▶ _EXERCISE AIM_
Transcribe the entries that follow exactly as they appear, minus pictures.

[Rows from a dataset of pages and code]
══════════════════════════════
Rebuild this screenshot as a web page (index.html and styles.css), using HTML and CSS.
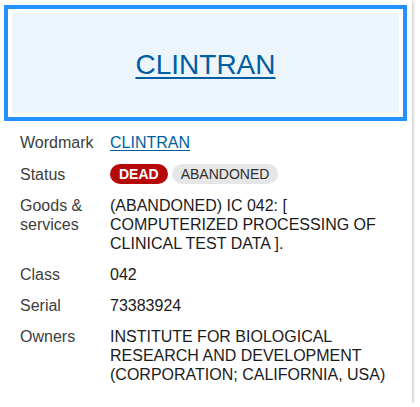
FILE: index.html
```html
<!DOCTYPE html>
<html lang="en">
<head>
<meta charset="utf-8">
<title>CLINTRAN</title>
<link rel="stylesheet" href="styles.css">
</head>
<body>
<div class="card">
  <div class="hero"><a class="hero-link" href="#">CLINTRAN</a></div>
  <dl class="details">
    <dt>Wordmark</dt>
    <dd><a class="link" href="#">CLINTRAN</a></dd>
    <dt class="status-label">Status</dt>
    <dd class="badges"><span class="badge badge-dead">DEAD</span><span class="badge badge-gray">ABANDONED</span></dd>
    <dt>Goods &amp; services</dt>
    <dd>(ABANDONED) IC 042: [ COMPUTERIZED PROCESSING OF CLINICAL TEST DATA ].</dd>
    <dt>Class</dt>
    <dd>042</dd>
    <dt>Serial</dt>
    <dd>73383924</dd>
    <dt>Owners</dt>
    <dd>INSTITUTE FOR BIOLOGICAL RESEARCH AND DEVELOPMENT (CORPORATION; CALIFORNIA, USA)</dd>
  </dl>
</div>
</body>
</html>
```
FILE: styles.css
```css
html, body {
  margin: 0;
  padding: 0;
  background: #ffffff;
}
body {
  font-family: "Liberation Sans", Arial, sans-serif;
  color: #1b1b1b;
}
.card {
  box-sizing: border-box;
  width: 412px;
  height: 403px;
  background: #ffffff;
  box-shadow: 0 1px 4px rgba(0, 0, 0, 0.4);
  padding: 13px 13px 0 12px;
}
.hero {
  height: 100px;
  background: #edf5fc;
  outline: 4px solid #2491ff;
  outline-offset: 4px;
  display: flex;
  align-items: center;
  justify-content: center;
}
.hero-link {
  font-size: 28px;
  color: #005ea2;
  text-decoration: underline;
  text-decoration-thickness: 2px;
  text-underline-offset: 3px;
  padding-top: 3px;
}
.details {
  margin: 20px 0 0 0;
  padding: 0 4px 0 8px;
  display: grid;
  grid-template-columns: 90px 1fr;
  row-gap: 12px;
  font-size: 16px;
  line-height: 19px;
}
.details dt {
  margin: 0;
  color: #3d3d3d;
}
.details dd {
  margin: 0;
  color: #1b1b1b;
}
.status-label {
  padding-top: 0.5px;
}
.link {
  color: #005ea2;
  text-decoration: underline;
  text-underline-offset: 2px;
}
.badges {
  display: flex;
  gap: 4px;
  align-items: center;
  height: 20px;
}
.badge {
  display: inline-flex;
  align-items: center;
  height: 20px;
  padding: 0 9px;
  border-radius: 10px;
  font-size: 14px;
  line-height: 20px;
}
.badge-dead {
  background: #b50909;
  color: #ffffff;
  font-weight: bold;
}
.badge-gray {
  background: #e6e6e6;
  color: #2e2e2e;
}
```
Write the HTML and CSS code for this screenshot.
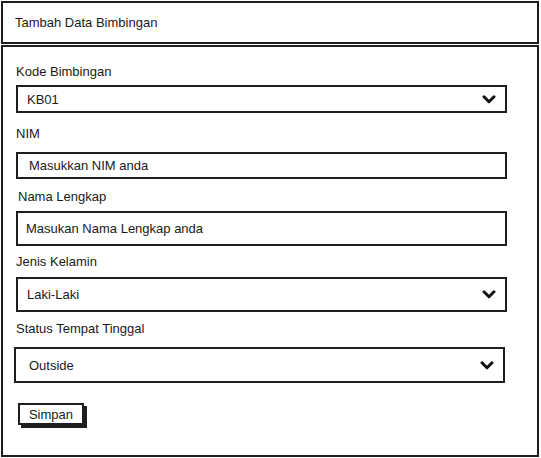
══════════════════════════════
▶ _TASK RESULT_
Rebuild this screenshot as a web page (index.html and styles.css), using HTML and CSS.
FILE: index.html
```html
<!DOCTYPE html>
<html lang="en">
<head>
<meta charset="utf-8">
<title>CLINTRAN</title>
<link rel="stylesheet" href="styles.css">
</head>
<body>
<div class="card">
  <div class="hero"><a class="hero-link" href="#">CLINTRAN</a></div>
  <dl class="details">
    <dt>Wordmark</dt>
    <dd><a class="link" href="#">CLINTRAN</a></dd>
    <dt class="status-label">Status</dt>
    <dd class="badges"><span class="badge badge-dead">DEAD</span><span class="badge badge-gray">ABANDONED</span></dd>
    <dt>Goods &amp; services</dt>
    <dd>(ABANDONED) IC 042: [ COMPUTERIZED PROCESSING OF CLINICAL TEST DATA ].</dd>
    <dt>Class</dt>
    <dd>042</dd>
    <dt>Serial</dt>
    <dd>73383924</dd>
    <dt>Owners</dt>
    <dd>INSTITUTE FOR BIOLOGICAL RESEARCH AND DEVELOPMENT (CORPORATION; CALIFORNIA, USA)</dd>
  </dl>
</div>
</body>
</html>
```
FILE: styles.css
```css
html, body {
  margin: 0;
  padding: 0;
  background: #ffffff;
}
body {
  font-family: "Liberation Sans", Arial, sans-serif;
  color: #1b1b1b;
}
.card {
  box-sizing: border-box;
  width: 412px;
  height: 403px;
  background: #ffffff;
  box-shadow: 0 1px 4px rgba(0, 0, 0, 0.4);
  padding: 13px 13px 0 12px;
}
.hero {
  height: 100px;
  background: #edf5fc;
  outline: 4px solid #2491ff;
  outline-offset: 4px;
  display: flex;
  align-items: center;
  justify-content: center;
}
.hero-link {
  font-size: 28px;
  color: #005ea2;
  text-decoration: underline;
  text-decoration-thickness: 2px;
  text-underline-offset: 3px;
  padding-top: 3px;
}
.details {
  margin: 20px 0 0 0;
  padding: 0 4px 0 8px;
  display: grid;
  grid-template-columns: 90px 1fr;
  row-gap: 12px;
  font-size: 16px;
  line-height: 19px;
}
.details dt {
  margin: 0;
  color: #3d3d3d;
}
.details dd {
  margin: 0;
  color: #1b1b1b;
}
.status-label {
  padding-top: 0.5px;
}
.link {
  color: #005ea2;
  text-decoration: underline;
  text-underline-offset: 2px;
}
.badges {
  display: flex;
  gap: 4px;
  align-items: center;
  height: 20px;
}
.badge {
  display: inline-flex;
  align-items: center;
  height: 20px;
  padding: 0 9px;
  border-radius: 10px;
  font-size: 14px;
  line-height: 20px;
}
.badge-dead {
  background: #b50909;
  color: #ffffff;
  font-weight: bold;
}
.badge-gray {
  background: #e6e6e6;
  color: #2e2e2e;
}
```
Write the HTML and CSS code for this screenshot.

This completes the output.